No Empire in the world grants as large a measure of freedom as the British Empire does, to the various national groups living under the protection of her flag.

3—British Imperialism, contrary to Mr. Bourassa's assertion, was never deluded by the wild dream of a world wide supremacy of the Anglo-Saxon race, of her thoughts, of her language, of her political conceptions, of her commerce and her wealth.

Surely, I have yet to learn that Great Britain has dreamt, and is dreaming, to impose by Force her "mentality," her language, her political institutions to China, to Japan, to Russia, to France, to all the South American Republics, to Italy, to Spain, to Germany, to Austria-Hungary, to Turkey, &c., which, considered as a whole, represent, any one must admit, a pretty large part of the universe.

4—Mr.
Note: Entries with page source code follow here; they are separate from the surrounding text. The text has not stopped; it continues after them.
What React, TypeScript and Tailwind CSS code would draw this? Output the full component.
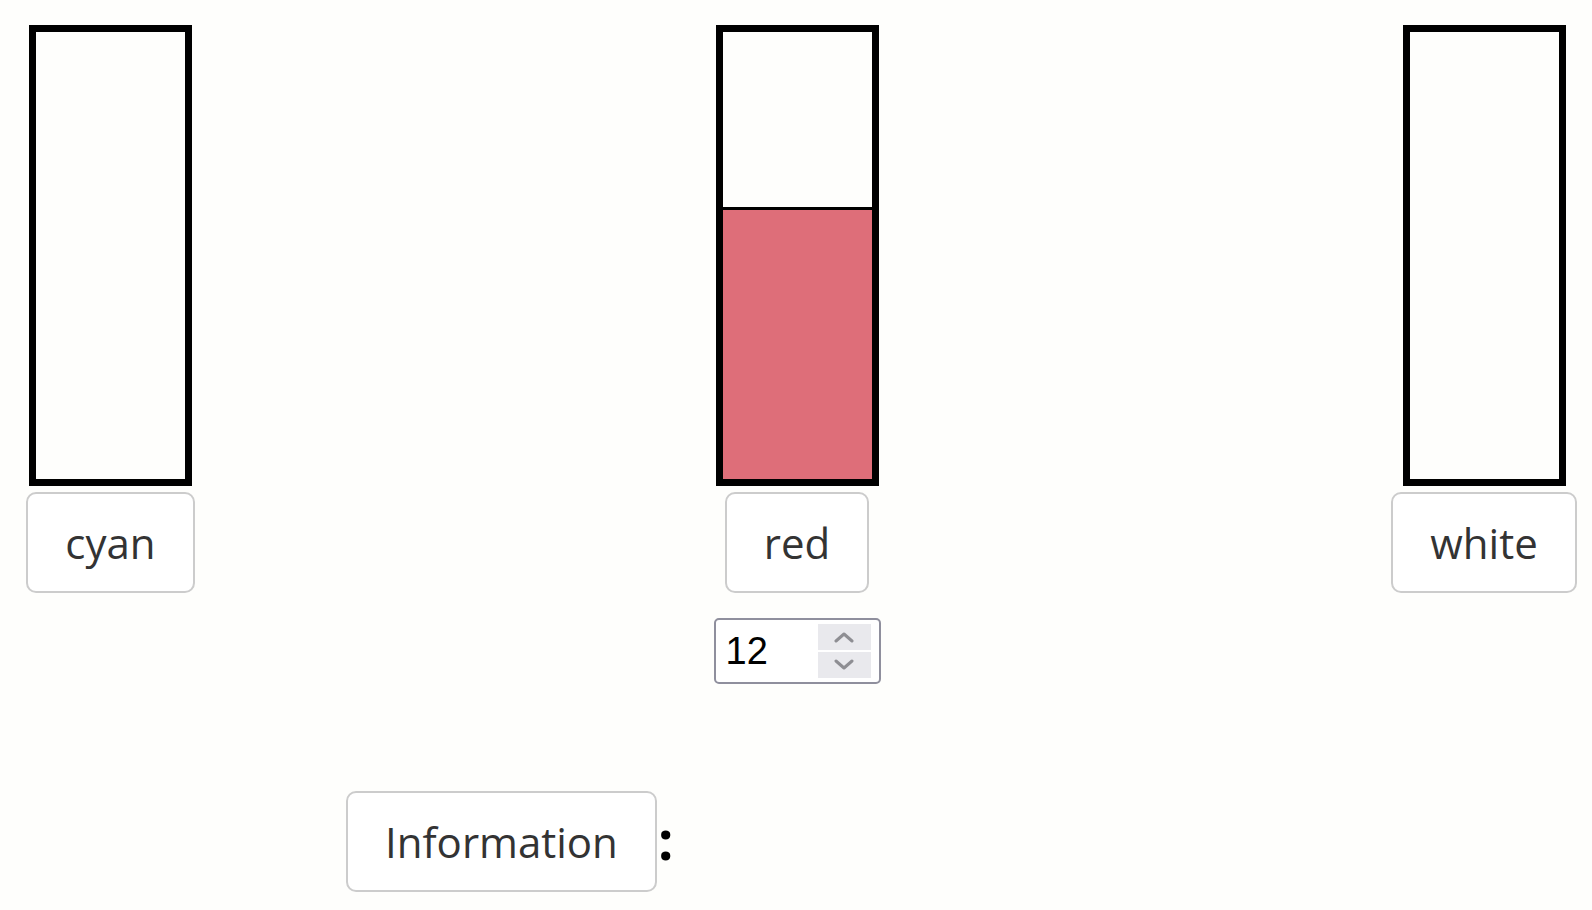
import React from "react"

const font = { fontFamily: '"Open Sans", "Noto Sans", sans-serif' }

function Bar({ fill }: { fill?: string }) {
  return (
    <div className="w-[163px] h-[461px] border-[7px] border-black flex flex-col justify-end">
      {fill && <div className={`h-[272px] border-t-[3px] border-black ${fill}`} />}
    </div>
  )
}

function Label({ children }: { children: React.ReactNode }) {
  return (
    <button
      style={font}
      className="px-[37px] py-[19px] text-[42px] leading-[59px] text-[#333] bg-white border-2 border-[#cccccc] rounded-[10px]"
    >
      {children}
    </button>
  )
}

function NumberBox() {
  return (
    <div className="flex items-center w-[167px] h-[66px] border-2 border-[#8f8f9d] rounded-[5px] bg-white pl-[10px] pr-[8px]">
      <input
        type="text"
        defaultValue="12"
        readOnly
        className="flex-1 min-w-0 bg-transparent outline-none text-[38px] text-black"
        style={{ fontFamily: '"Liberation Sans", Arial, sans-serif' }}
      />
      <div className="flex flex-col w-[53px] h-[54px] gap-[2px]">
        <div className="flex-1 bg-[#e9e9ed] flex items-center justify-center">
          <svg width="22" height="12" viewBox="0 0 22 12" fill="none">
            <path d="M3 10 L11 3 L19 10" stroke="#8e8e93" strokeWidth="3" strokeLinecap="round" strokeLinejoin="round" />
          </svg>
        </div>
        <div className="flex-1 bg-[#e9e9ed] flex items-center justify-center">
          <svg width="22" height="12" viewBox="0 0 22 12" fill="none">
            <path d="M3 2 L11 9 L19 2" stroke="#8e8e93" strokeWidth="3" strokeLinecap="round" strokeLinejoin="round" />
          </svg>
        </div>
      </div>
    </div>
  )
}

export default function App() {
  return (
    <div className="min-h-screen bg-[#fefefc] pt-[25px]">
      <div className="flex items-start">
        <div className="ml-[26px] flex flex-col items-center w-[169px]">
          <Bar />
          <div className="mt-[6px]">
            <Label>cyan</Label>
          </div>
        </div>
        <div className="ml-[518px] flex flex-col items-center w-[168px]">
          <Bar fill="bg-[#de6e79]" />
          <div className="mt-[6px]">
            <Label>red</Label>
          </div>
          <div className="mt-[25px]">
            <NumberBox />
          </div>
        </div>
        <div className="ml-[510px] flex flex-col items-center w-[186px]">
          <Bar />
          <div className="mt-[6px]">
            <Label>white</Label>
          </div>
        </div>
      </div>

      <div className="mt-[107px] ml-[346px] flex items-center">
        <Label>Information</Label>
        <span style={font} className="ml-[1px] -mt-[6px] text-[54px] font-bold leading-none text-black">
          :
        </span>
      </div>
    </div>
  )
}
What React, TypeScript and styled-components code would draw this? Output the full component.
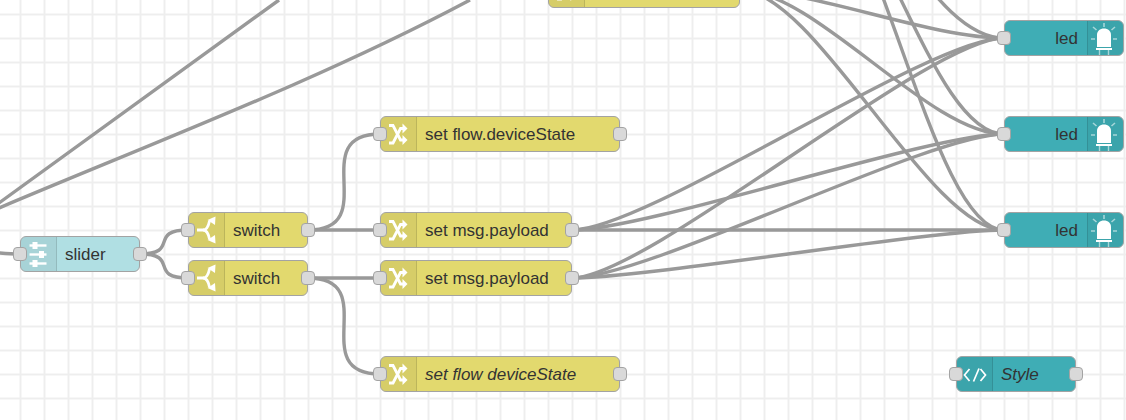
import React from "react";
import styled, { createGlobalStyle } from "styled-components";

const GlobalStyle = createGlobalStyle`
	html, body {
		margin: 0;
		padding: 0;
		background: #ffffff;
	}
`;

const Canvas = styled.div`
	position: relative;
	width: 1126px;
	height: 420px;
	overflow: hidden;
	font-family: "Liberation Sans", Arial, sans-serif;
	background-color: #ffffff;
	background-image: linear-gradient(to right, #eeeeee 2px, transparent 2px),
		linear-gradient(to bottom, #eeeeee 2px, transparent 2px);
	background-size: 24px 24px;
	background-position: 19.5px 13.5px;
`;

const WireLayer = styled.svg`
	position: absolute;
	left: 0;
	top: 0;
	width: 1126px;
	height: 420px;
`;

const Wire = styled.path`
	fill: none;
	stroke: #999999;
	stroke-width: 3.4;
`;

const NodeBox = styled.div<{ $x: number; $y: number; $w: number; $color: string; $right?: boolean }>`
	position: absolute;
	left: ${(p) => p.$x}px;
	top: ${(p) => p.$y}px;
	width: ${(p) => p.$w}px;
	height: 36px;
	box-sizing: border-box;
	display: flex;
	flex-direction: ${(p) => (p.$right ? "row-reverse" : "row")};
	align-items: stretch;
	background: ${(p) => p.$color};
	border: 1px solid #a3a3a3;
	border-radius: 6px;
`;

const IconBox = styled.div<{ $right?: boolean }>`
	flex: 0 0 35px;
	background: rgba(0, 0, 0, 0.05);
	border-${(p) => (p.$right ? "left" : "right")}: 1px solid rgba(0, 0, 0, 0.12);
	border-radius: ${(p) => (p.$right ? "0 5px 5px 0" : "5px 0 0 5px")};
	position: relative;
`;

const IconSvg = styled.svg`
	position: absolute;
	top: -1px;
	left: -1px;
	width: 36px;
	height: 36px;
	overflow: visible;
`;

const Label = styled.div<{ $right?: boolean; $italic?: boolean }>`
	flex: 1;
	display: flex;
	align-items: center;
	justify-content: ${(p) => (p.$right ? "flex-end" : "flex-start")};
	padding: 2px 9px 0 8px;
	font-size: 17px;
	font-style: ${(p) => (p.$italic ? "italic" : "normal")};
	color: #333333;
	white-space: nowrap;
`;

const Port = styled.div<{ $side: "in" | "out" }>`
	position: absolute;
	top: 10px;
	${(p) => (p.$side === "in" ? "left: -8px;" : "right: -7.5px;")}
	width: 14px;
	height: 14px;
	box-sizing: border-box;
	background: #d9d9d9;
	border: 1px solid #a3a3a3;
	border-radius: 4px;
`;

const IconLine = styled.path<{ $w?: number; $faint?: boolean }>`
	fill: none;
	stroke: #ffffff;
	stroke-width: ${(p) => p.$w ?? 2.8};
	stroke-linecap: butt;
	stroke-linejoin: miter;
	opacity: ${(p) => (p.$faint ? 0.55 : 1)};
`;

const IconFill = styled.path`
	fill: #ffffff;
	stroke: none;
`;

function ShuffleIcon() {
	return (
		<IconSvg viewBox="0 0 36 36">
			<IconLine d="M9 9.5H13L20.5 24H24" />
			<IconLine d="M9 27H13L20.5 12.5H24" />
			<IconFill d="M22.5 7.5L27.5 12.5L22.5 17.5Z" />
			<IconFill d="M22.5 19L27.5 24L22.5 29Z" />
		</IconSvg>
	);
}

function SwitchIcon() {
	return (
		<IconSvg viewBox="0 0 36 36">
			<IconLine d="M9 18H15C19 18 20.5 14 21.5 9" />
			<IconLine d="M15 18C19 18 20.5 22 21.5 27" />
			<IconFill d="M19.5 8L27.5 4.5L27 13Z" />
			<IconFill d="M19.5 28L27.5 31.5L27 23Z" />
		</IconSvg>
	);
}

function SliderIcon() {
	return (
		<IconSvg viewBox="0 0 36 36">
			<IconLine $w={2.4} d="M9.5 9.5H26.5" />
			<IconLine $w={2.4} d="M9.5 18.5H26.5" />
			<IconLine $w={2.4} d="M9.5 27.5H26.5" />
			<IconFill d="M12.5 6H17.5V13H12.5Z" />
			<IconFill d="M19 15H24V22H19Z" />
			<IconFill d="M12.5 24H17.5V31H12.5Z" />
		</IconSvg>
	);
}

function LedIcon() {
	return (
		<IconSvg viewBox="0 0 36 36">
			<IconLine $faint $w={1.6} d="M17 3V7M6 7L9.5 10M28 7L24.5 10M4 19H8M26 19H30" />
			<IconFill d="M10 27V15C10 11 13 8.5 17 8.5C21 8.5 24 11 24 15V27Z" />
			<IconFill d="M9 28H25V30H9Z" />
			<IconLine $w={1.4} $faint d="M12.5 30V35M21.5 30V35" />
		</IconSvg>
	);
}

function TemplateIcon() {
	return (
		<IconSvg viewBox="0 0 36 36">
			<IconLine $w={1.7} d="M13.5 13L8.5 19L13.5 25" />
			<IconLine $w={1.7} d="M24.5 13L29.5 19L24.5 25" />
			<IconLine $w={1.7} d="M23 12.5L17.5 25.5" />
		</IconSvg>
	);
}

const icons = {
	shuffle: ShuffleIcon,
	switch: SwitchIcon,
	slider: SliderIcon,
	led: LedIcon,
	template: TemplateIcon,
};

const YELLOW = "#e2d96e";
const TEAL = "#3fadb5";
const PALE = "#b0dfe3";

type FlowNode = {
	x: number;
	y: number;
	w: number;
	color: string;
	icon: keyof typeof icons;
	label: string;
	italic?: boolean;
	right?: boolean;
	input?: boolean;
	output?: boolean;
};

const nodes: FlowNode[] = [
	{ x: 548, y: -28, w: 192, color: YELLOW, icon: "shuffle", label: "", output: true },
	{ x: 20, y: 236, w: 120, color: PALE, icon: "slider", label: "slider", input: true, output: true },
	{ x: 188, y: 212, w: 120, color: YELLOW, icon: "switch", label: "switch", input: true, output: true },
	{ x: 188, y: 260, w: 120, color: YELLOW, icon: "switch", label: "switch", input: true, output: true },
	{ x: 380, y: 116, w: 240, color: YELLOW, icon: "shuffle", label: "set flow.deviceState", input: true, output: true },
	{ x: 380, y: 212, w: 192, color: YELLOW, icon: "shuffle", label: "set msg.payload", input: true, output: true },
	{ x: 380, y: 260, w: 192, color: YELLOW, icon: "shuffle", label: "set msg.payload", input: true, output: true },
	{ x: 380, y: 356, w: 240, color: YELLOW, icon: "shuffle", label: "set flow deviceState", italic: true, input: true, output: true },
	{ x: 1004, y: 20, w: 120, color: TEAL, icon: "led", label: "led", right: true, input: true },
	{ x: 1004, y: 116, w: 120, color: TEAL, icon: "led", label: "led", right: true, input: true },
	{ x: 1004, y: 212, w: 120, color: TEAL, icon: "led", label: "led", right: true, input: true },
	{ x: 956, y: 356, w: 120, color: TEAL, icon: "template", label: "Style", italic: true, input: true, output: true },
];

// same curve maths as the editor: control points 75px out, less when the ends are close
function wirePath(sx: number, sy: number, tx: number, ty: number) {
	const delta = Math.hypot(tx - sx, ty - sy);
	const scale = delta < 100 ? 0.75 - (0.75 * (100 - delta)) / 100 : 0.75;
	const off = scale * 100;
	return `M${sx} ${sy}C${sx + off} ${sy} ${tx - off} ${ty} ${tx} ${ty}`;
}

const ledInputs = [38, 134, 230];

const wires = [
	"M-30 251C-10 251 0 254 20 254",
	"M-1 203C93 134 186 67 279 0",
	"M-1 208C150 144 320 80 470 0",
	wirePath(140, 254, 188, 230),
	wirePath(140, 254, 188, 278),
	wirePath(308, 230, 380, 134),
	wirePath(308, 230, 380, 230),
	wirePath(308, 278, 380, 278),
	wirePath(308, 278, 380, 374),
	...ledInputs.flatMap((y) => [
		wirePath(740, -10, 1004, y),
		wirePath(800, -130, 1004, y),
		wirePath(572, 230, 1004, y),
		wirePath(572, 278, 1004, y),
	]),
];

export default function App() {
	return (
		<>
			<GlobalStyle />
			<Canvas>
				<WireLayer viewBox="0 0 1126 420">
					{wires.map((d, i) => (
						<Wire key={i} d={d} />
					))}
				</WireLayer>
				{nodes.map((n, i) => {
					const Icon = icons[n.icon];
					return (
						<NodeBox key={i} $x={n.x} $y={n.y} $w={n.w} $color={n.color} $right={n.right}>
							<IconBox $right={n.right}>
								<Icon />
							</IconBox>
							<Label $right={n.right} $italic={n.italic}>
								{n.label}
							</Label>
							{n.input && <Port $side="in" />}
							{n.output && <Port $side="out" />}
						</NodeBox>
					);
				})}
			</Canvas>
		</>
	);
}
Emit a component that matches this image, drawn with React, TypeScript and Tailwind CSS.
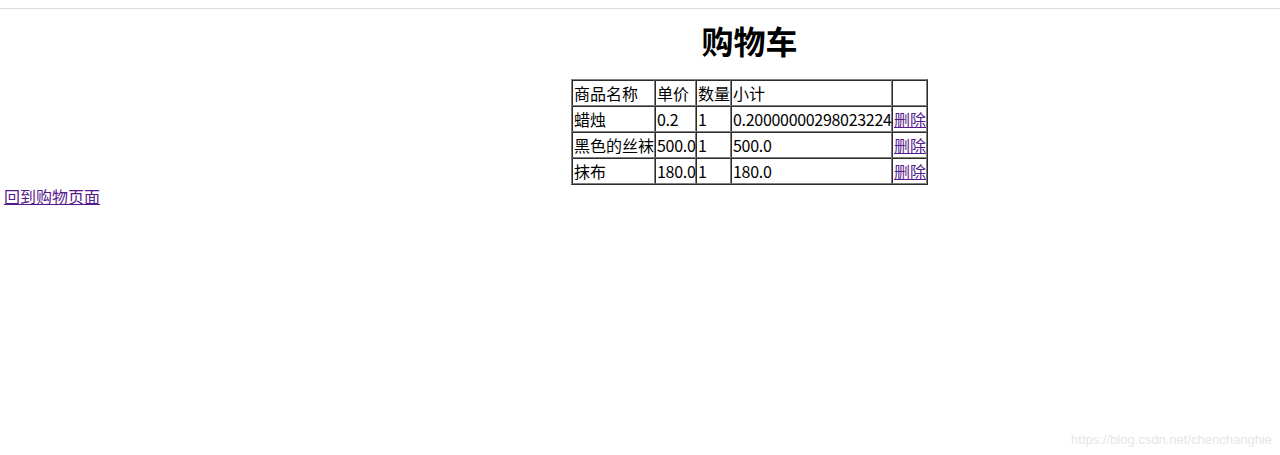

Bourassa's assertion that England aspires to dominate the world, economically, commercially, is most positively contradicted by the history of the last eighty years. Who does not know—and I cannot for a moment suppose that Mr. Bourassa ignores it—that, nearly a century ago, Great Britain, finally rallied in favour of a Free Trade Policy, has opened her market free to the products of all the nations of the world. Is that not a rather strange way of aspiring to an economical domination! And whilst all the countries of the earth, the British colonies as well as foreign nations, can freely sell their goods in the British market, they protect their own markets by high customs duties—in some cases almost prohibitive—against British goods.

National commercial statistics are opened to the "Nationalist" leader's perusal as to any one else. If he had referred to them, he would have learned that the Foreign Trade of Great Britain, in 1913, the year preceding the outbreak of the war, amounted to $7,017,775,335; exports were valued at $3,174,101,630; imports totalized $3,843,673,695, exceeding the exports by the large amount of $669,572,065.

By looking at the figures, Mr. Bourassa would only have had to call upon his common sense to draw the conclusion that England was certainly not moving along an easy road to the commercial domination of the world by maintaining a policy resulting in an import trade larger, by an annual average of nearly twenty per cent., than her exportations.

Before the war, Germany, by rapid strides, had succeeded in attaining the second rank amongst the great trading nations, coming next after Great Britain. In the same year—1913—her Foreign Trade totalized $5,351,500,000, divided as follows:—Imports $2,801,675,000; exports $2,549,825,000.

The really wonderful industrial and commercial expansion of Germany, during the last forty years previous to the war, offered another opportunity to Mr. Bourassa to show his spite against Great Britain. He would have been sorry not to make the best of it. Calling into play his fertile imagination, he unhesitatingly charged England with deep rooted jealousy of Germany's trade success and the guilty intent to crush it out of existence.